In a Monday statement, Qassemi sympathised with the bereaved families of the victims of the ‘inhumane’ attack, and condoled with the Afghan nation and government over the deadly and tragic incident.
The Monday blast happened only a few days after the latest terrorist attack in Kabul, Qassemi noted, regretting that the Afghan nation’s pains after the previous similar attacks had not been relieved when the new blast took place.
“The region’s stability, including that of Afghanistan, hinges on the international community’s utmost efforts to strictly fight the issue of terrorism,” he noted.

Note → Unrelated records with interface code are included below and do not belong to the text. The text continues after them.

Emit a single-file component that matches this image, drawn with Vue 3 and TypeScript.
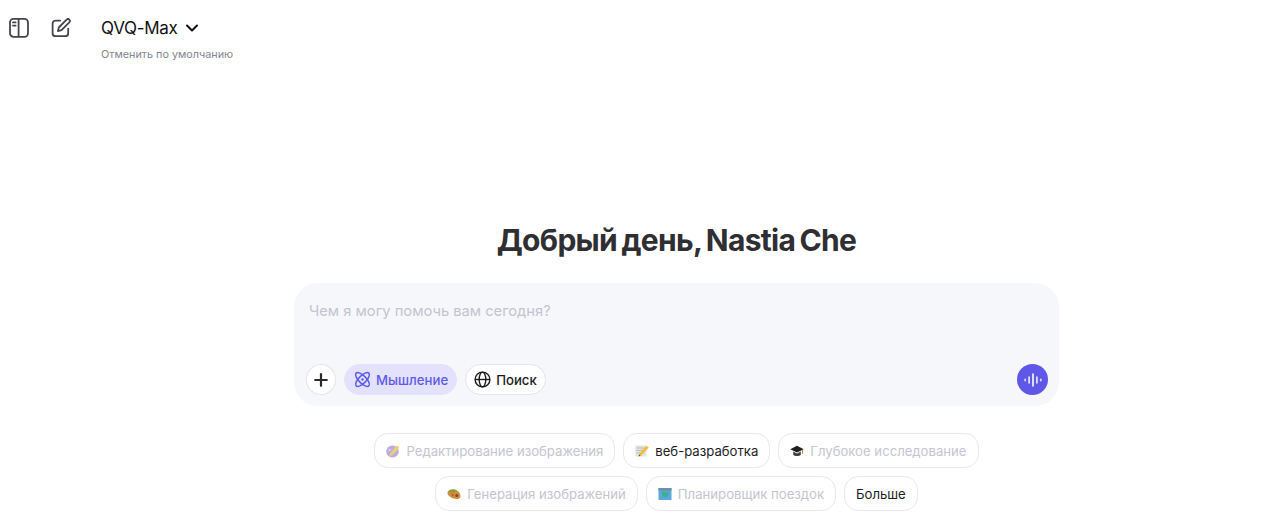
<template>
  <div class="page">
    <header class="topbar">
      <div class="top-icons">
        <button class="icon-btn" aria-label="sidebar">
          <svg width="22" height="22" viewBox="0 0 22 22" fill="none" stroke="#45454b" stroke-width="1.8">
            <rect x="2" y="1.8" width="18" height="18" rx="3.6" />
            <line x1="10.6" y1="1.8" x2="10.6" y2="19.8" />
            <line x1="5" y1="5.4" x2="7.6" y2="5.4" stroke-linecap="round" />
            <line x1="5" y1="8.6" x2="7.6" y2="8.6" stroke-linecap="round" />
          </svg>
        </button>
        <button class="icon-btn" aria-label="new chat">
          <svg width="20" height="20" viewBox="0 0 20 20" fill="none" stroke="#45454b" stroke-width="1.8" stroke-linecap="round" stroke-linejoin="round">
            <path d="M9.2 2.6H4.6a3 3 0 0 0-3 3v9.6a3 3 0 0 0 3 3h9.6a3 3 0 0 0 3-3v-4.6" />
            <path d="M15.6 1.6a1.9 1.9 0 0 1 2.7 2.7l-7.8 7.9-3.6.9.9-3.6z" />
          </svg>
        </button>
      </div>
      <div class="model">
        <div class="model-name">
          <span>QVQ-Max</span>
          <svg width="14" height="14" viewBox="0 0 14 14" fill="none" stroke="#111" stroke-width="2" stroke-linecap="round" stroke-linejoin="round">
            <polyline points="2,4.5 7,9.5 12,4.5" />
          </svg>
        </div>
        <p class="model-sub">Отменить по умолчанию</p>
      </div>
    </header>

    <main class="main">
      <h1 class="greeting">Добрый день, Nastia Che</h1>

      <div class="composer">
        <p class="placeholder">Чем я могу помочь вам сегодня?</p>
        <div class="composer-row">
          <div class="tools">
            <button class="round-btn" aria-label="add">
              <svg width="14" height="14" viewBox="0 0 14 14" stroke="#2a2a2e" stroke-width="2.2" stroke-linecap="round">
                <line x1="7" y1="1.2" x2="7" y2="12.8" />
                <line x1="1.2" y1="7" x2="12.8" y2="7" />
              </svg>
            </button>
            <button class="pill active">
              <svg width="17" height="17" viewBox="0 0 17 17" fill="none" stroke="#5f5be8" stroke-width="1.5">
                <ellipse cx="8.5" cy="8.5" rx="9" ry="3.7" transform="rotate(45 8.5 8.5)" />
                <ellipse cx="8.5" cy="8.5" rx="9" ry="3.7" transform="rotate(-45 8.5 8.5)" />
                <circle cx="8.5" cy="8.5" r="1.2" fill="#5f5be8" stroke="none" />
              </svg>
              <span>Мышление</span>
            </button>
            <button class="pill">
              <svg width="17" height="17" viewBox="0 0 17 17" fill="none" stroke="#1c1c1e" stroke-width="1.4">
                <circle cx="8.5" cy="8.5" r="7.4" />
                <ellipse cx="8.5" cy="8.5" rx="3.3" ry="7.4" />
                <line x1="1.1" y1="8.5" x2="15.9" y2="8.5" />
              </svg>
              <span>Поиск</span>
            </button>
          </div>
          <button class="voice-btn" aria-label="voice">
            <svg width="18" height="14" viewBox="0 0 18 14" stroke="#fff" stroke-linecap="round">
              <line x1="1.2" y1="6.2" x2="1.2" y2="7.8" stroke-width="1.6" opacity="0.8" />
              <line x1="5.1" y1="4" x2="5.1" y2="10" stroke-width="1.6" opacity="0.9" />
              <line x1="9" y1="1" x2="9" y2="13" stroke-width="1.6" />
              <line x1="12.9" y1="4" x2="12.9" y2="10" stroke-width="1.6" opacity="0.9" />
              <line x1="16.8" y1="6.2" x2="16.8" y2="7.8" stroke-width="1.6" opacity="0.8" />
            </svg>
          </button>
        </div>
      </div>

      <div class="chips">
        <div v-for="(row, i) in chipRows" :key="i" class="chip-row">
          <button v-for="chip in row" :key="chip.label" class="chip" :class="{ dark: chip.dark }">
            <svg v-if="chip.icon === 'palette'" class="emoji faded" viewBox="0 0 14 14">
              <ellipse cx="6.5" cy="7.5" rx="6.3" ry="6" fill="#a99bd8" />
              <circle cx="3.6" cy="6" r="1" fill="#e3d6f5" />
              <path d="M3.4 12l1-3 6.6-7.4 2.4 2L6.6 11z" fill="#f0c24a" />
            </svg>
            <svg v-else-if="chip.icon === 'memo'" class="emoji" viewBox="0 0 14 14">
              <rect x="0.3" y="1.5" width="11" height="11" fill="#e4e4de" />
              <path d="M1.5 4h8M1.5 6.5h6M1.5 9h4" stroke="#b0b8c4" stroke-width="0.9" />
              <path d="M3.5 12.5l1-3.2 7-7.6 2.3 1.9-7.2 7.6z" fill="#f2bd3a" />
              <path d="M3.5 12.5l.6-1.9 1.4 1.1z" fill="#5b4a2e" />
            </svg>
            <svg v-else-if="chip.icon === 'cap'" class="emoji" viewBox="0 0 14 14">
              <path d="M0.3 5.2L7 1.8l6.7 3.4L7 8.6z" fill="#1f1f22" />
              <path d="M3.2 7.4v3.4c1 1.6 6.6 1.6 7.6 0V7.4L7 9.4z" fill="#4a3f38" />
              <path d="M12.6 5.8v4.2" stroke="#b08a3c" stroke-width="1" />
            </svg>
            <svg v-else-if="chip.icon === 'art'" class="emoji" viewBox="0 0 14 14">
              <path d="M0.5 5.5C1.5 2 7 1.4 10 3.4c2.5 1.6 4 4.2 3.4 6.6-.5 2-4 2.6-6.6 1.6C4 10.6 0 8.4.5 5.5z" fill="#cf8f3c" />
              <path d="M1.6 4.6C3 2.4 7 1.8 9.4 3.4L6.4 6z" fill="#7fa23c" />
              <circle cx="9.8" cy="8.6" r="1.5" fill="#7a4a2a" />
              <circle cx="5.6" cy="8" r="1.2" fill="#d8583c" />
            </svg>
            <svg v-else-if="chip.icon === 'map'" class="emoji" viewBox="0 0 14 14">
              <rect x="0.5" y="1" width="13" height="12" fill="#5aa8dc" />
              <rect x="0.5" y="1" width="13" height="2.6" fill="#6f8fa8" />
              <path d="M3.5 5l2.5-.6 1.5 1.2L10.5 5v3.4l-2.4 2.4-1.6-1.4-2 .3z" fill="#3fae8e" />
            </svg>
            <span>{{ chip.label }}</span>
          </button>
        </div>
      </div>
    </main>
  </div>
</template>

<script setup lang="ts">
interface Chip {
  label: string;
  icon?: string;
  dark?: boolean;
}

const chipRows: Chip[][] = [
  [
    { label: 'Редактирование изображения', icon: 'palette' },
    { label: 'веб-разработка', icon: 'memo', dark: true },
    { label: 'Глубокое исследование', icon: 'cap' }
  ],
  [
    { label: 'Генерация изображений', icon: 'art' },
    { label: 'Планировщик поездок', icon: 'map' },
    { label: 'Больше', dark: true }
  ]
];
</script>

<style>
html,
body {
  margin: 0;
  background: #fff;
}
</style>

<style scoped>
.page {
  width: 1280px;
  height: 524px;
  overflow: hidden;
  background: #fff;
  font-family: Inter, "Noto Sans", sans-serif;
}

button {
  font-family: inherit;
  cursor: pointer;
}

.topbar {
  display: flex;
  align-items: flex-start;
  height: 147px;
  padding: 17px 0 0 8px;
  box-sizing: border-box;
}

.top-icons {
  display: flex;
  align-items: center;
  gap: 21px;
  width: 93px;
  height: 22px;
}

.icon-btn {
  display: flex;
  padding: 0;
  border: none;
  background: none;
}

.model-name {
  display: flex;
  align-items: center;
  gap: 8px;
  font-size: 17px;
  line-height: 22px;
  letter-spacing: -0.3px;
  color: #111;
}

.model-sub {
  margin: 9px 0 0;
  font-size: 10.8px;
  line-height: 14px;
  color: #85858f;
}

.main {
  width: 765px;
  margin-left: 294px;
}

.greeting {
  margin: 0;
  padding-top: 74px;
  font-size: 30px;
  line-height: 38px;
  font-weight: 700;
  letter-spacing: -0.7px;
  word-spacing: -2px;
  text-align: center;
  color: #2f2f33;
}

.composer {
  display: flex;
  flex-direction: column;
  justify-content: space-between;
  height: 123px;
  margin-top: 24px;
  padding: 18px 11px 11px 12px;
  box-sizing: border-box;
  background: #f6f7fb;
  border-radius: 24px;
}

.placeholder {
  margin: 0;
  padding-left: 3px;
  font-size: 14.7px;
  line-height: 20px;
  color: #c3c4cf;
}

.composer-row {
  display: flex;
  align-items: center;
  justify-content: space-between;
}

.tools {
  display: flex;
  align-items: center;
  gap: 8px;
}

.round-btn {
  display: flex;
  align-items: center;
  justify-content: center;
  width: 30px;
  height: 31px;
  padding: 0;
  background: #fff;
  border: 1px solid #e4e4ea;
  border-radius: 50%;
}

.pill {
  display: flex;
  align-items: center;
  gap: 5px;
  height: 31px;
  padding: 0 8px;
  background: #fff;
  border: 1px solid #e4e4ea;
  border-radius: 16px;
  font-size: 13.2px;
  font-weight: 500;
  color: #1c1c1e;
}

.pill.active {
  padding-left: 9px;
  background: #e3e1fc;
  border-color: #e3e1fc;
  color: #5f5be8;
}

.voice-btn {
  display: flex;
  align-items: center;
  justify-content: center;
  width: 31px;
  height: 31px;
  padding: 0;
  background: #5f57e8;
  border: none;
  border-radius: 50%;
}

.chips {
  display: flex;
  flex-direction: column;
  gap: 8px;
  margin-top: 27px;
}

.chip-row {
  display: flex;
  justify-content: center;
  gap: 8px;
}

.chip {
  display: flex;
  align-items: center;
  gap: 6px;
  height: 35px;
  padding: 0 11px;
  background: #fff;
  border: 1px solid #e8e8ee;
  border-radius: 14px;
  font-size: 13.15px;
  color: #c4c5d0;
}

.chip.dark {
  color: #1c1c1e;
}

.emoji {
  width: 14px;
  height: 14px;
  flex-shrink: 0;
}

.emoji.faded {
  opacity: 0.8;
}
</style>
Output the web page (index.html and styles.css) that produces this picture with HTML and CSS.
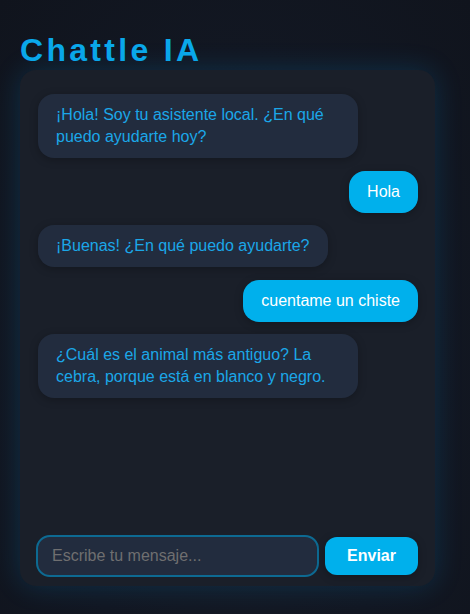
FILE: index.html
```html
<!DOCTYPE html>
<html lang="es">
<head>
<meta charset="utf-8">
<title>Chattle IA</title>
<link rel="stylesheet" href="styles.css">
</head>
<body>
<div class="app">
  <h1 class="title">Chattle IA</h1>
  <div class="chat">
    <div class="messages">
      <div class="msg bot">¡Hola! Soy tu asistente local. ¿En qué puedo ayudarte hoy?</div>
      <div class="msg user">Hola</div>
      <div class="msg bot">¡Buenas! ¿En qué puedo ayudarte?</div>
      <div class="msg user">cuentame un chiste</div>
      <div class="msg bot">¿Cuál es el animal más antiguo? La cebra, porque está en blanco y negro.</div>
    </div>
    <form class="composer">
      <input class="input" type="text" placeholder="Escribe tu mensaje...">
      <button class="send" type="button">Enviar</button>
    </form>
  </div>
</div>
</body>
</html>
```
FILE: styles.css
```css
* { box-sizing: border-box; }
html, body { height: 100%; }
body {
  margin: 0;
  font-family: "Liberation Sans", Arial, sans-serif;
  background: radial-gradient(ellipse at 50% 60%, #161c27 0%, #121722 60%, #10141d 100%);
  color: #1ba7e8;
}
.app {
  padding: 32px 35px 28px 20px;
  height: 100%;
  display: flex;
  flex-direction: column;
}
.title {
  margin: 0 0 1px;
  font-size: 32px;
  font-weight: 700;
  letter-spacing: 3.3px;
  color: #0aa8ea;
  line-height: 37px;
}
.chat {
  flex: 1;
  display: flex;
  flex-direction: column;
  background: #1a1f29;
  border-radius: 16px;
  box-shadow: 0 0 28px rgba(0, 150, 230, 0.2);
  padding: 24px 17px 9px 16px;
}
.messages {
  flex: 1;
  display: flex;
  flex-direction: column;
  gap: 12.5px;
  padding-left: 2px;
}
.msg {
  max-width: 320px;
  padding: 10px 18px;
  font-size: 16px;
  line-height: 22px;
  border-radius: 16px;
  box-shadow: 0 2px 8px rgba(0, 0, 0, 0.25);
}
.bot {
  align-self: flex-start;
  background: #222c3e;
  color: #1ba7e8;
}
.user {
  align-self: flex-end;
  background: #00b0ec;
  color: #ffffff;
}
.composer {
  display: flex;
  align-items: center;
  gap: 6px;
  margin: 0;
}
.input {
  width: 283px;
  height: 42px;
  border: 2px solid #0d6a92;
  border-radius: 14px;
  background: #222c3e;
  padding: 0 14px;
  font-family: inherit;
  font-size: 16px;
  color: #ddd;
  outline: none;
}
.input::placeholder { color: #6f6f70; }
.send {
  flex: 1;
  height: 38px;
  border: 0;
  border-radius: 12px;
  background: #00b0ec;
  color: #ffffff;
  font-family: inherit;
  font-weight: 700;
  font-size: 16px;
  box-shadow: 0 2px 8px rgba(0, 0, 0, 0.25);
}
```
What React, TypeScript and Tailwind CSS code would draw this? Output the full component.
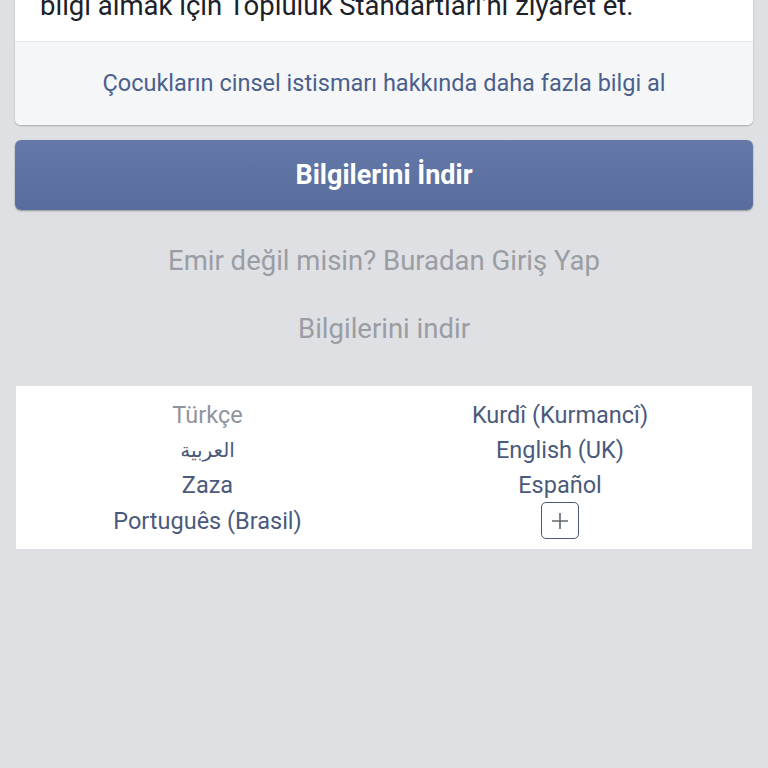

The spokesman also noted that there is no doubt the terrorism orchestrated by certain centres, which seek to spread fear and instability in the region by targeting innocent citizens, will fail to achieve its vicious goals.
At least 25 people including six journalists were killed and nearly 50 others wounded in two back-to-back blasts that hit near government buildings in Kabul on Monday morning.
The first bomb attack was carried out by an assailant on a motorcycle, who blew himself up in the Shashdarak area close to the buildings of Afghanistan’s National Directorate of Security in the heart of Kabul, officials said.
Shortly afterwards, a second explosion tore through a group of reporters who had gathered at the site of the first incident outside the headquarters of the Ministry of Urban Development.
The ISIS terrorist group claimed responsibility for the blasts, which came only a week after the Takfiri terror group killed some 60 people in a bomb attack targeting a voter registration centre in the west of Kabul.